▶ Available data:
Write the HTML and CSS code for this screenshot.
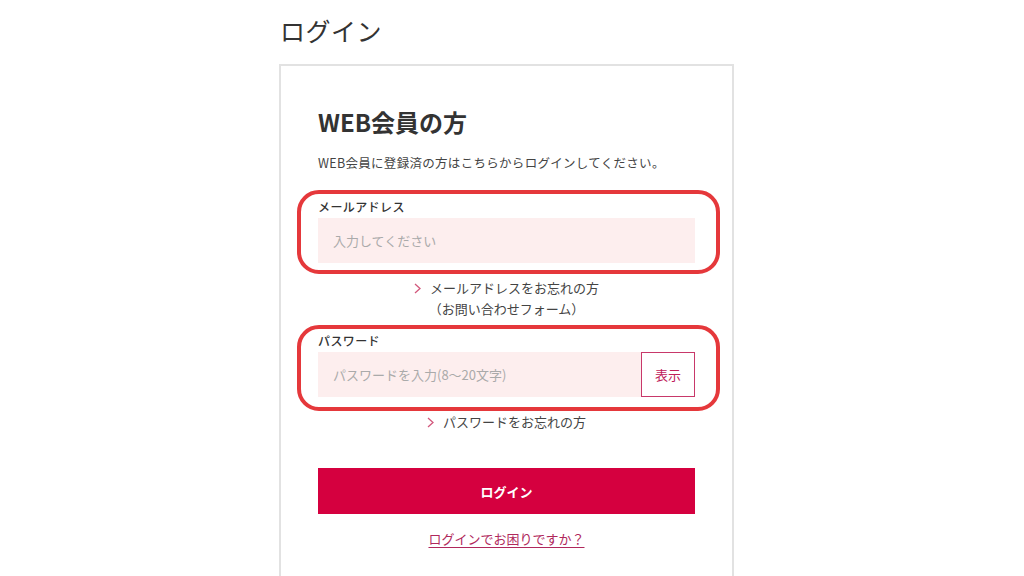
FILE: index.html
```html
<!DOCTYPE html>
<html lang="ja">
<head>
<meta charset="utf-8">
<title>ログイン</title>
<link rel="stylesheet" href="styles.css">
</head>
<body>
<main class="page">
  <h1 class="page-title">ログイン</h1>
  <section class="card">
    <h2 class="card-title">WEB会員の方</h2>
    <p class="lead">WEB会員に登録済の方はこちらからログインしてください。</p>

    <div class="field field-email">
      <label class="field-label">メールアドレス</label>
      <div class="input-row">
        <span class="input">入力してください</span>
      </div>
    </div>
    <div class="help help-email">
      <a class="help-link"><svg class="chev" viewBox="0 0 7 11" width="7" height="11"><polyline points="1,1 6,5.5 1,10" fill="none" stroke="#d2587c" stroke-width="1.3"/></svg>メールアドレスをお忘れの方<br>（お問い合わせフォーム）</a>
    </div>

    <div class="field field-pass">
      <label class="field-label">パスワード</label>
      <div class="input-row">
        <span class="input">パスワードを入力(8〜20文字)</span>
        <span class="show-btn">表示</span>
      </div>
    </div>
    <div class="help help-pass">
      <a class="help-link"><svg class="chev" viewBox="0 0 7 11" width="7" height="11"><polyline points="1,1 6,5.5 1,10" fill="none" stroke="#d2587c" stroke-width="1.3"/></svg>パスワードをお忘れの方</a>
    </div>

    <button class="login-btn" type="button">ログイン</button>
    <div class="trouble"><a class="trouble-link">ログインでお困りですか？</a></div>
  </section>
</main>
</body>
</html>
```

FILE: styles.css
```css
* { box-sizing: border-box; }
html, body { margin: 0; padding: 0; background: #fff; }
body {
  font-family: "Noto Sans CJK JP", "Noto Sans", sans-serif;
  color: #333;
  height: 576px;
  overflow: hidden;
}
.page {
  width: 455px;
  margin-left: 279px;
  padding-top: 12px;
}
.page-title {
  margin: 0 0 16px 1px;
  font-size: 25px;
  line-height: 36px;
  font-weight: 400;
  color: #333;
  letter-spacing: 0.5px;
}
.card {
  border: 2px solid #e2e2e2;
  border-bottom: none;
  padding: 40px 37px 40px;
  min-height: 520px;
}
.card-title {
  margin: 0;
  font-size: 24px;
  line-height: 32px;
  font-weight: 700;
  color: #333;
}
.lead {
  margin: 15px 0 0;
  font-size: 12.5px;
  line-height: 20px;
  letter-spacing: 0.3px;
  color: #444;
}
.field {
  position: relative;
}
.field::before {
  content: "";
  position: absolute;
  left: -21px;
  right: -25px;
  border: 4px solid #e5383b;
  border-radius: 22px;
  pointer-events: none;
}
.field-email { margin-top: 25px; }
.field-email::before { top: -8px; bottom: -11px; }
.field-pass { margin-top: 13px; }
.field-pass::before { top: -7px; bottom: -14px; }
.field-label {
  display: block;
  font-size: 12px;
  line-height: 18px;
  font-weight: 500;
  letter-spacing: 0.4px;
  color: #333;
}
.input-row {
  display: flex;
  margin-top: 2px;
  height: 45px;
}
.input {
  flex: 1;
  display: flex;
  align-items: center;
  padding-left: 15px;
  background: #fdeeee;
  color: #aaa;
  font-size: 13px;
}
.show-btn {
  width: 54px;
  display: flex;
  align-items: center;
  justify-content: center;
  border: 1px solid #c8386a;
  background: #fff;
  color: #c0205a;
  font-size: 13px;
}
.help {
  text-align: center;
  font-size: 13px;
  line-height: 21px;
  color: #444;
}
.help-email { margin-top: 14px; }
.help-pass { margin-top: 14px; }
.help-link { color: #444; text-decoration: none; }
.chev {
  display: inline-block;
  vertical-align: -1px;
  margin-right: 9px;
}
.login-btn {
  display: block;
  width: 100%;
  height: 46px;
  margin-top: 36px;
  border: none;
  background: #d5003f;
  color: #fff;
  font-family: inherit;
  font-size: 13px;
  font-weight: 700;
}
.trouble {
  margin-top: 14px;
  text-align: center;
  font-size: 13px;
  line-height: 21px;
}
.trouble-link {
  color: #b0285c;
  text-decoration: underline;
  text-underline-offset: 3px;
}
```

▶ What is asked: Without the pictures, repeat the listing above exactly.

▶ Completed exercise:
Write the HTML and CSS code for this screenshot.
FILE: index.html
```html
<!DOCTYPE html>
<html lang="ja">
<head>
<meta charset="utf-8">
<title>ログイン</title>
<link rel="stylesheet" href="styles.css">
</head>
<body>
<main class="page">
  <h1 class="page-title">ログイン</h1>
  <section class="card">
    <h2 class="card-title">WEB会員の方</h2>
    <p class="lead">WEB会員に登録済の方はこちらからログインしてください。</p>

    <div class="field field-email">
      <label class="field-label">メールアドレス</label>
      <div class="input-row">
        <span class="input">入力してください</span>
      </div>
    </div>
    <div class="help help-email">
      <a class="help-link"><svg class="chev" viewBox="0 0 7 11" width="7" height="11"><polyline points="1,1 6,5.5 1,10" fill="none" stroke="#d2587c" stroke-width="1.3"/></svg>メールアドレスをお忘れの方<br>（お問い合わせフォーム）</a>
    </div>

    <div class="field field-pass">
      <label class="field-label">パスワード</label>
      <div class="input-row">
        <span class="input">パスワードを入力(8〜20文字)</span>
        <span class="show-btn">表示</span>
      </div>
    </div>
    <div class="help help-pass">
      <a class="help-link"><svg class="chev" viewBox="0 0 7 11" width="7" height="11"><polyline points="1,1 6,5.5 1,10" fill="none" stroke="#d2587c" stroke-width="1.3"/></svg>パスワードをお忘れの方</a>
    </div>

    <button class="login-btn" type="button">ログイン</button>
    <div class="trouble"><a class="trouble-link">ログインでお困りですか？</a></div>
  </section>
</main>
</body>
</html>
```

FILE: styles.css
```css
* { box-sizing: border-box; }
html, body { margin: 0; padding: 0; background: #fff; }
body {
  font-family: "Noto Sans CJK JP", "Noto Sans", sans-serif;
  color: #333;
  height: 576px;
  overflow: hidden;
}
.page {
  width: 455px;
  margin-left: 279px;
  padding-top: 12px;
}
.page-title {
  margin: 0 0 16px 1px;
  font-size: 25px;
  line-height: 36px;
  font-weight: 400;
  color: #333;
  letter-spacing: 0.5px;
}
.card {
  border: 2px solid #e2e2e2;
  border-bottom: none;
  padding: 40px 37px 40px;
  min-height: 520px;
}
.card-title {
  margin: 0;
  font-size: 24px;
  line-height: 32px;
  font-weight: 700;
  color: #333;
}
.lead {
  margin: 15px 0 0;
  font-size: 12.5px;
  line-height: 20px;
  letter-spacing: 0.3px;
  color: #444;
}
.field {
  position: relative;
}
.field::before {
  content: "";
  position: absolute;
  left: -21px;
  right: -25px;
  border: 4px solid #e5383b;
  border-radius: 22px;
  pointer-events: none;
}
.field-email { margin-top: 25px; }
.field-email::before { top: -8px; bottom: -11px; }
.field-pass { margin-top: 13px; }
.field-pass::before { top: -7px; bottom: -14px; }
.field-label {
  display: block;
  font-size: 12px;
  line-height: 18px;
  font-weight: 500;
  letter-spacing: 0.4px;
  color: #333;
}
.input-row {
  display: flex;
  margin-top: 2px;
  height: 45px;
}
.input {
  flex: 1;
  display: flex;
  align-items: center;
  padding-left: 15px;
  background: #fdeeee;
  color: #aaa;
  font-size: 13px;
}
.show-btn {
  width: 54px;
  display: flex;
  align-items: center;
  justify-content: center;
  border: 1px solid #c8386a;
  background: #fff;
  color: #c0205a;
  font-size: 13px;
}
.help {
  text-align: center;
  font-size: 13px;
  line-height: 21px;
  color: #444;
}
.help-email { margin-top: 14px; }
.help-pass { margin-top: 14px; }
.help-link { color: #444; text-decoration: none; }
.chev {
  display: inline-block;
  vertical-align: -1px;
  margin-right: 9px;
}
.login-btn {
  display: block;
  width: 100%;
  height: 46px;
  margin-top: 36px;
  border: none;
  background: #d5003f;
  color: #fff;
  font-family: inherit;
  font-size: 13px;
  font-weight: 700;
}
.trouble {
  margin-top: 14px;
  text-align: center;
  font-size: 13px;
  line-height: 21px;
}
.trouble-link {
  color: #b0285c;
  text-decoration: underline;
  text-underline-offset: 3px;
}
```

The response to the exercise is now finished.